(Stated exercise)
Quote the lines exactly, starting with the line that contains "Write the React, TypeScript" and ending with the line that contains "w-full h-[35px] rounded-[4px]", and leave out all other lines.

(Data)
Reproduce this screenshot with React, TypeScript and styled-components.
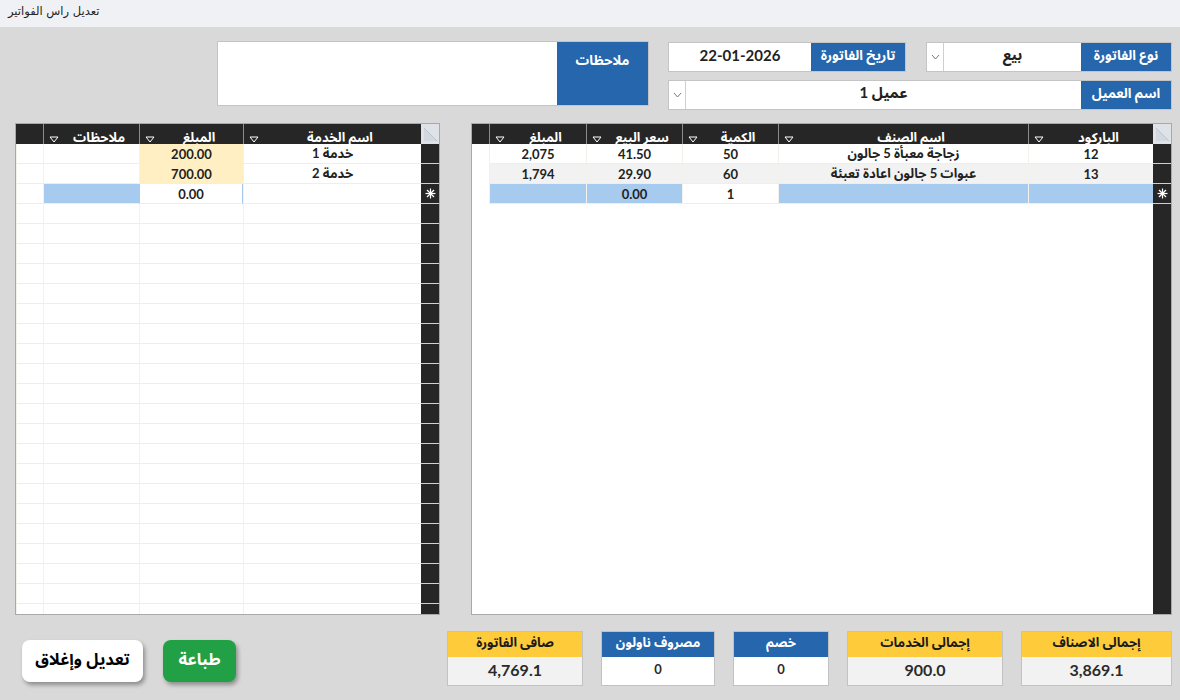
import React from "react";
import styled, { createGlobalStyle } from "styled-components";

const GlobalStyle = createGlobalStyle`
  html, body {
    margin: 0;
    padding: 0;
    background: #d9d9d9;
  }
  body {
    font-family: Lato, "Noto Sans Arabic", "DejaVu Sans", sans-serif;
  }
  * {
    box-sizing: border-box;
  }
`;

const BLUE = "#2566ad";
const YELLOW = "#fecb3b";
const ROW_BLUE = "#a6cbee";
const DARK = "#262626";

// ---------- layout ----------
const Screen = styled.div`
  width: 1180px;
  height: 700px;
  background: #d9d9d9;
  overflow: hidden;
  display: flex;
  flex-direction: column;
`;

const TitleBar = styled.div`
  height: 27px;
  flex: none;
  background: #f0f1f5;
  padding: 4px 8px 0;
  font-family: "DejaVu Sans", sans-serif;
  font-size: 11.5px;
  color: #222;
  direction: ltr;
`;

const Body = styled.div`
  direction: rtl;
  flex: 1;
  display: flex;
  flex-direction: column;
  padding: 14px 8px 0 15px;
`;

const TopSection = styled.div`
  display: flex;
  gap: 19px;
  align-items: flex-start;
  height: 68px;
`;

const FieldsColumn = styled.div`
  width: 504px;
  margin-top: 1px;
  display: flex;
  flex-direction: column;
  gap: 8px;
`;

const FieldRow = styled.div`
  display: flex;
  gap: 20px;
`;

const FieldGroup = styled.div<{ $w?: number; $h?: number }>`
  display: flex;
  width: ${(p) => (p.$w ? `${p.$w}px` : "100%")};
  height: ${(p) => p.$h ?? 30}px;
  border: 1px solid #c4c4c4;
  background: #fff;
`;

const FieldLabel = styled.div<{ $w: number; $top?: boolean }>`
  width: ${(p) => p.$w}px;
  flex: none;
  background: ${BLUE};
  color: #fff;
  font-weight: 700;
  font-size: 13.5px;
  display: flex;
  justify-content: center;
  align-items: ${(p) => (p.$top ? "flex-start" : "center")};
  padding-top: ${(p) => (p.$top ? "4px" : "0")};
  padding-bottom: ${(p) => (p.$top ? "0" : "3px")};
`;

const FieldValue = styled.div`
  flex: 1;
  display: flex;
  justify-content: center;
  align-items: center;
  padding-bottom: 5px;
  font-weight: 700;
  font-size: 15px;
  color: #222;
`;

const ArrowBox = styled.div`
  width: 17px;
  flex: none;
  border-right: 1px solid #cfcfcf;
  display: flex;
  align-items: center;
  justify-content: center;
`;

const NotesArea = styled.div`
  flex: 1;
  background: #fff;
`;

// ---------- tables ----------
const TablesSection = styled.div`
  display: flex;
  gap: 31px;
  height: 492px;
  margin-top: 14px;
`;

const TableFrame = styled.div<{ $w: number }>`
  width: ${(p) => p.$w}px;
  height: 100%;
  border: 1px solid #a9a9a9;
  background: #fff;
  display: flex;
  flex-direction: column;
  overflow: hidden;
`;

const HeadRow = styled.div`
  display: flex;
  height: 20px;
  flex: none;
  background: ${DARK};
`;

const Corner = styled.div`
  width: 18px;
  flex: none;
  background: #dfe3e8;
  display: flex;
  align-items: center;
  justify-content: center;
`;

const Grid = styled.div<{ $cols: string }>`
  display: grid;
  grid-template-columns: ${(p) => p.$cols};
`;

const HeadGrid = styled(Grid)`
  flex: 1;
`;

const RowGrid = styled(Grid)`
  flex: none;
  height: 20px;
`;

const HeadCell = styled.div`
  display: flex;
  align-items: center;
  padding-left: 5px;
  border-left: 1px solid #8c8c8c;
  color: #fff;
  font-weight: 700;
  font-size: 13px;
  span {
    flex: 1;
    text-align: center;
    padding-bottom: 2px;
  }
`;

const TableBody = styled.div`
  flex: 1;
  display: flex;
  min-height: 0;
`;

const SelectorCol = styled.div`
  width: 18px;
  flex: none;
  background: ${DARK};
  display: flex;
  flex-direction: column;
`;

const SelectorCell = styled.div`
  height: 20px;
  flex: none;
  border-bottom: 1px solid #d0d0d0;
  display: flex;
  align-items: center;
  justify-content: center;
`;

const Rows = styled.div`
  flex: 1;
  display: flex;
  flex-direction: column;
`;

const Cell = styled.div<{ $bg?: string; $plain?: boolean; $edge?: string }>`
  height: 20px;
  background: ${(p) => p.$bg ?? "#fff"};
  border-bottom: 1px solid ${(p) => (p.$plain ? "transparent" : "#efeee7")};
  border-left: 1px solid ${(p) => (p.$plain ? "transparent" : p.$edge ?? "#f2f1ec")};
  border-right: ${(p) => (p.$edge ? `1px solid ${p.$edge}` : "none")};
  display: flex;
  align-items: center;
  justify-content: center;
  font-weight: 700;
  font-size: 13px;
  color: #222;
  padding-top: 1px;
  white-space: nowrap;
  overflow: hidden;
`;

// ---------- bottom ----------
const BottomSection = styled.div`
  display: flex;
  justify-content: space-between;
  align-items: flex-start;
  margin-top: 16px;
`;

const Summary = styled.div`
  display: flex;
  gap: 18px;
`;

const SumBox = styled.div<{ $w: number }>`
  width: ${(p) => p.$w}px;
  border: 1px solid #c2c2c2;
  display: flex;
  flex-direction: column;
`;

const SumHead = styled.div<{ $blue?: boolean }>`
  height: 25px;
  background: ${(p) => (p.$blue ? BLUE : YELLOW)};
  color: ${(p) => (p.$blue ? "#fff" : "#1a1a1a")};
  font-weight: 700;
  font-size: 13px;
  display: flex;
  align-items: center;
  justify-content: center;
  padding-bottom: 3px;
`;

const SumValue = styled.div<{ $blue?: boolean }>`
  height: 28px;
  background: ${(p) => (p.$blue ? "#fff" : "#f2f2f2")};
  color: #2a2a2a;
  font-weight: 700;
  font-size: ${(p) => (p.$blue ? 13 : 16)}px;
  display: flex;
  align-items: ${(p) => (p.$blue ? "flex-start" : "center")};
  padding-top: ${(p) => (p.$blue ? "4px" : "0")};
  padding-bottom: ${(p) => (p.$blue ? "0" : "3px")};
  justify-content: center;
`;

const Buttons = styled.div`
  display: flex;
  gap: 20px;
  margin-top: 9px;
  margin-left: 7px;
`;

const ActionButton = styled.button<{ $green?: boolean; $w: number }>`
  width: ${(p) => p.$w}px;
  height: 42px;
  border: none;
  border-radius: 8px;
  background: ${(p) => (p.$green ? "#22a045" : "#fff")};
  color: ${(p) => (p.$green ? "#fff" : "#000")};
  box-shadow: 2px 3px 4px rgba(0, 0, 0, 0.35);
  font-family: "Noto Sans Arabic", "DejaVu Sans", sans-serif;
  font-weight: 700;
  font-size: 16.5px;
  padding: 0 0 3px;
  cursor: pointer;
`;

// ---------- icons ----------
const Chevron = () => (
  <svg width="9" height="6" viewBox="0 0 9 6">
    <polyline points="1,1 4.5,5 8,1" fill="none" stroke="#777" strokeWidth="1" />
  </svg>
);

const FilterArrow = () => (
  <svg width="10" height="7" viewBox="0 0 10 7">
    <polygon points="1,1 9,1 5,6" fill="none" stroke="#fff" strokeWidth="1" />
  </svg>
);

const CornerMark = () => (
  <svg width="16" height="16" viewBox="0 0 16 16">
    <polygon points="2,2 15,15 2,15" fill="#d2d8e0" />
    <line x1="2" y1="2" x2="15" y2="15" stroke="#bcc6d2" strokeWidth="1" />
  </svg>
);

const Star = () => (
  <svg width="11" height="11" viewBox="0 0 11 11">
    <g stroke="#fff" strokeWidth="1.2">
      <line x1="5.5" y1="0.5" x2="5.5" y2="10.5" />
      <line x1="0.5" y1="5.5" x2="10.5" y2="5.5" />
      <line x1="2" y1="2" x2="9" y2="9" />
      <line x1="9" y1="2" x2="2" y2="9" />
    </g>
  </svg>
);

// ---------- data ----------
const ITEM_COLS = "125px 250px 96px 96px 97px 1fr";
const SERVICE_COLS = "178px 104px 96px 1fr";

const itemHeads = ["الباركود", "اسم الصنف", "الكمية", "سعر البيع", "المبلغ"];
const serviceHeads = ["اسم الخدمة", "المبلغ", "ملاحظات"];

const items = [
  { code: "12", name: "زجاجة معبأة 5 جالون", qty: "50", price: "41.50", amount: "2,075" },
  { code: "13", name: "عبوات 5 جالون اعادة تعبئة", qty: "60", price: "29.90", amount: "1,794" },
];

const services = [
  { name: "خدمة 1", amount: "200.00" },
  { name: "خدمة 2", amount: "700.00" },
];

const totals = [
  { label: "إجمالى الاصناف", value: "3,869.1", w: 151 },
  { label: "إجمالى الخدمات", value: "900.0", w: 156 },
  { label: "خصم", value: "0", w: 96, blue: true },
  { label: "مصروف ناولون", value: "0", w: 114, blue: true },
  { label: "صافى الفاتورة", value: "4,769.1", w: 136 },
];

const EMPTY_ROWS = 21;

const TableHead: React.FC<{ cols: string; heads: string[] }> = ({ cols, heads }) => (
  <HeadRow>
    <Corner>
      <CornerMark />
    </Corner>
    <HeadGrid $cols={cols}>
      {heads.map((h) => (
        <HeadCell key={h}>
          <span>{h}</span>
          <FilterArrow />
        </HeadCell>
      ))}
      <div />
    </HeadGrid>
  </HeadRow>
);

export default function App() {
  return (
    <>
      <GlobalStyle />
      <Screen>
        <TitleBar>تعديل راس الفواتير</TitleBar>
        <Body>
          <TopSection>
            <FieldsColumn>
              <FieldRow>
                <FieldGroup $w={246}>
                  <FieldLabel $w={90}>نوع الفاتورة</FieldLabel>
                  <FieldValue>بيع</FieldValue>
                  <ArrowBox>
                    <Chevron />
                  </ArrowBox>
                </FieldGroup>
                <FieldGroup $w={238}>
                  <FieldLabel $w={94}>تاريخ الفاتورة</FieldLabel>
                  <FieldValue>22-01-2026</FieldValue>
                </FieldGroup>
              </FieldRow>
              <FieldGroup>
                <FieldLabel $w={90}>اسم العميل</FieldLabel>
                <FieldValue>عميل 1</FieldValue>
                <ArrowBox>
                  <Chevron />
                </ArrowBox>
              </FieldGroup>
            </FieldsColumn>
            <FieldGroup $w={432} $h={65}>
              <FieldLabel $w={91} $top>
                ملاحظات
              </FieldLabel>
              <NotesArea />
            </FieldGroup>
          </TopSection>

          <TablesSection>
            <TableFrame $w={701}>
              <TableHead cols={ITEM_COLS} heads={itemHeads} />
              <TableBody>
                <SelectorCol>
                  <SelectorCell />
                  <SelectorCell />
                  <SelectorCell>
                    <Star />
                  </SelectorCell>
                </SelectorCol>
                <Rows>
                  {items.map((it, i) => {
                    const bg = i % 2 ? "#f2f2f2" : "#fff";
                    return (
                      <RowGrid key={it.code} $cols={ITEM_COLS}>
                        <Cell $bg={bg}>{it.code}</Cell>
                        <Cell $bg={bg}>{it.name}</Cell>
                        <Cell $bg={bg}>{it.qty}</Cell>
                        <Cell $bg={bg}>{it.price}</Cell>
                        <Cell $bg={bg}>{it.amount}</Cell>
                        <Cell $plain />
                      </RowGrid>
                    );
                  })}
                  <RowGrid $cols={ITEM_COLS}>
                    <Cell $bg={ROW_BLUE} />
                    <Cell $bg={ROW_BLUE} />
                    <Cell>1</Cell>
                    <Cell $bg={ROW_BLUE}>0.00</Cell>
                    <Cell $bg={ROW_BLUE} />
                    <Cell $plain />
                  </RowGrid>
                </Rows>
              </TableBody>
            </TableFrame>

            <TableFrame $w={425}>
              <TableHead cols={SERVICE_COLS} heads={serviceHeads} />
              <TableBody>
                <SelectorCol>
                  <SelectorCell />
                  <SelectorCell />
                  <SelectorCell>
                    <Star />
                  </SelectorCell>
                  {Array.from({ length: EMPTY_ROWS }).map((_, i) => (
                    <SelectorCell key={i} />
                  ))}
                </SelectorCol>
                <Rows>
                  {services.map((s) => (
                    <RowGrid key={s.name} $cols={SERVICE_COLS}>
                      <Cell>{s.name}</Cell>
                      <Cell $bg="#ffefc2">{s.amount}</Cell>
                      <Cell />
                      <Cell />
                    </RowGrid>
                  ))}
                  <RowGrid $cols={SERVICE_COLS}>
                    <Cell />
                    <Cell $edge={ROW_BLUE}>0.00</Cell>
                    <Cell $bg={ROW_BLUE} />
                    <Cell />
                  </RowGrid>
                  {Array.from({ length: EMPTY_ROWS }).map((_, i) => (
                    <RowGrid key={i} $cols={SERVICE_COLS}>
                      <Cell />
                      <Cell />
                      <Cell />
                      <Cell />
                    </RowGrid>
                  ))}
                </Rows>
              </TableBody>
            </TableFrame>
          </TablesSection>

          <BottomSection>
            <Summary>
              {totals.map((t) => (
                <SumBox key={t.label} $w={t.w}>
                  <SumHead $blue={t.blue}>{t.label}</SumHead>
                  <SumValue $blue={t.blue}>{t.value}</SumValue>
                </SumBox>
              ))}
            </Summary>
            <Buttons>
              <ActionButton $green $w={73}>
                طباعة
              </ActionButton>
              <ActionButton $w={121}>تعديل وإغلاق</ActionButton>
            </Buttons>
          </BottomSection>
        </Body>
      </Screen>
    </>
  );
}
...
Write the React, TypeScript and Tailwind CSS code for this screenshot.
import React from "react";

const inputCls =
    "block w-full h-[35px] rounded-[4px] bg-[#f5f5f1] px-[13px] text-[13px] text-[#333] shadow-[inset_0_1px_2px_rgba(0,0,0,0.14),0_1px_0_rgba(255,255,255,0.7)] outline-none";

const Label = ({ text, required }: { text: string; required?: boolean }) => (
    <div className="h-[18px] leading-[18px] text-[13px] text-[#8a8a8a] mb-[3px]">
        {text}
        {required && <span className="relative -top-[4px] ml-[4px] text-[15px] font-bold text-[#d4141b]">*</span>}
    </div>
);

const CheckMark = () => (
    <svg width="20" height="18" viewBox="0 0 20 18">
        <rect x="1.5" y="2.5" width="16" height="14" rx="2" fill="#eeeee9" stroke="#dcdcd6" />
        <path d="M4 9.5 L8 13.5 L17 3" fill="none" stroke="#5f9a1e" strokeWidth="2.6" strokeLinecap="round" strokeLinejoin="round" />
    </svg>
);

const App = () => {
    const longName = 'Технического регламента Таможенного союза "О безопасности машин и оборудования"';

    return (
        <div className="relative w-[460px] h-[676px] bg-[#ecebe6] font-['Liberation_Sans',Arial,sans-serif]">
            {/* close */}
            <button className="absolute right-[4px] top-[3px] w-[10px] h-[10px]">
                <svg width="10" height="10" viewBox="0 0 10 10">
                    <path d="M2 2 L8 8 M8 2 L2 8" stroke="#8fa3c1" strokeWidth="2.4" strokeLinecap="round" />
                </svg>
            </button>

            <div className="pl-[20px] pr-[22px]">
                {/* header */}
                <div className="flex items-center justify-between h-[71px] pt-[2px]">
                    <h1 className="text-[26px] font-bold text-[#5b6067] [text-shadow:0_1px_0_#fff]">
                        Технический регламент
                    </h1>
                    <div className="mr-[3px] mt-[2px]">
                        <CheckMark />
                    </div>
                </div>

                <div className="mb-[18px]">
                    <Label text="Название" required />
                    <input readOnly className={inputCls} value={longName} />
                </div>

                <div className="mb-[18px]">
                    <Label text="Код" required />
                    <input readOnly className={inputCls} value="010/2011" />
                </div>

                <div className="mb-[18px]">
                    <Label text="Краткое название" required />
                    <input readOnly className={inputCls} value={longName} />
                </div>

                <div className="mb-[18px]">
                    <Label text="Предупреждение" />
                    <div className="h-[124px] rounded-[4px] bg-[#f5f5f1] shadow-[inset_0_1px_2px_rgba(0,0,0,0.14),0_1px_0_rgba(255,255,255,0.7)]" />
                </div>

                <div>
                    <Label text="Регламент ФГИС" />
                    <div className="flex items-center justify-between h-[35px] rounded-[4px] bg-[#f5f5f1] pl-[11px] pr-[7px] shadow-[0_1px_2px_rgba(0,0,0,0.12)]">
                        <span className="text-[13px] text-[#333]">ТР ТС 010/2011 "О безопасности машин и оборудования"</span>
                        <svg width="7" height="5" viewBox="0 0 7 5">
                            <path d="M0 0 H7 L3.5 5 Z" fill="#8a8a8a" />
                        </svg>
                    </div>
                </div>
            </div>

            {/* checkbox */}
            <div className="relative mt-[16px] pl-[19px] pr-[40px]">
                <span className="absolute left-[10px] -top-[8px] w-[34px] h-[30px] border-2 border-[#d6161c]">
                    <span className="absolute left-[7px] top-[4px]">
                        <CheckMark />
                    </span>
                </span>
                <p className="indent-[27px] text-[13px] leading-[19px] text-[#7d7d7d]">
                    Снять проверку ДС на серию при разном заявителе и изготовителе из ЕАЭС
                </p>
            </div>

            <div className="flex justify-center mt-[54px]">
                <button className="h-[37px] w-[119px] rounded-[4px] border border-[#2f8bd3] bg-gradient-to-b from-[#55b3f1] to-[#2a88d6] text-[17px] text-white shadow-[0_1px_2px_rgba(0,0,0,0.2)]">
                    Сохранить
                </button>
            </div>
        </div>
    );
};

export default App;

(Exercise result)
Write the React, TypeScript and Tailwind CSS code for this screenshot.
import React from "react";

const inputCls =
    "block w-full h-[35px] rounded-[4px] bg-[#f5f5f1] px-[13px] text-[13px] text-[#333] shadow-[inset_0_1px_2px_rgba(0,0,0,0.14),0_1px_0_rgba(255,255,255,0.7)] outline-none";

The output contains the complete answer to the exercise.